Are the two compatible, will it under-perform, or simply not work?

Many thanks



Scarlet Fever
Jul 30, 2007, 05:33 AM
I could be wrong, but I think the two RAM cards have slots in different places, which means even if it could technically work (which it wouldn't), it wouldn't physically fit.

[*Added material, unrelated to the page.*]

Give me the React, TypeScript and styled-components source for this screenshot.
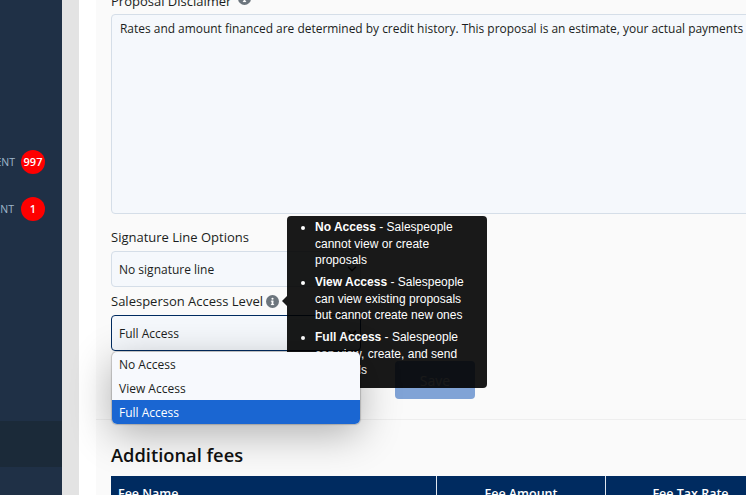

MacBook RAM isn't too much anyway. If you're looking to recover some money, you might want to consider selling the iBook, as they still fetch a few hundred dollars :)

Nick012
Jul 30, 2007, 05:35 AM
Why exactly would you want to do this? The macbook you're talking about already comes with 1gb of ram. Also its DDR2 667mhz which is way faster than DDR 333. It might work but it certainly wouldn't be ideal.
tl;dr: Strikes me as a bit of an odd idea

joshysquashy
Jul 30, 2007, 05:37 AM
Why exactly would you want to do this? The macbook you're talking about already comes with 1gb of ram. Also its DDR2 667mhz which is way faster than DDR 333. It might work but it certainly wouldn't be ideal.
tl;dr: Strikes me as a bit of an odd idea

It comes with 2x512MB ram. If I swap 1x512MB with my 1GB card, it would have 1.5GB total, would this be better or worse than 1GB? Taking into account the speed... would it even work?

joshysquashy
Jul 30, 2007, 05:45 AM
Ok, found this on the Crucial website, might be useful for someone else:

Memory is designed to be backward-compatible, so generally speaking, you can safely add faster memory to a computer that was designed to run slower memory. However, your system will operate at the speed of the slowest module or system component (the "lowest common denominator" effect).

One thing to keep in mind is that the memory does need to be the same type — for example, SDRAM cannot be mixed with DDR, and DDR cannot be mixed with DDR2. We recommend that you use the Crucial Memory Advisor™ or System Scanner tools to find the right memory for your computer.

So an iBook uses DDR ram, MacBook uses DDR2 ram. These won't work together. Problem solved. I will need to buy ram if I want it. How much ram does a MacBook need, probs 1.5GB is a decent amount?

G4DP
Jul 30, 2007, 05:46 AM
As all of the reasons mentioned by other members, and the fat that they are different Voltages. You never mix voltages of RAM. Can be nasty, have never seen the results first hand, but have heard you can frazzle the mb

Nick012
Jul 30, 2007, 05:52 AM
So an iBook uses DDR ram, MacBook uses DDR2 ram. These won't work together. Problem solved. I will need to buy ram if I want it. How much ram does a MacBook need, probs 1.5GB is a decent amount?

if you get 2 gigs (which is stupidly cheap these days) then you'll benefit from the dual channelness (it'll go faster)

joshysquashy
Jul 30, 2007, 05:55 AM
if you get 2 gigs (which is stupidly cheap these days) then you'll benefit from the dual channelness (it'll go faster)

yea, ram for a MacBook is a lot cheaper than for an iBook - about half the price! So maybe I will spend £60 on the 2GB kit from Crucial.

kusanagi
Jul 30, 2007, 07:19 AM
It's very simple, your iBook uses ddr1 ram. whereas a macbook (actually, any macbook) uses ddr2 ram, which is also suprisingly cheaper.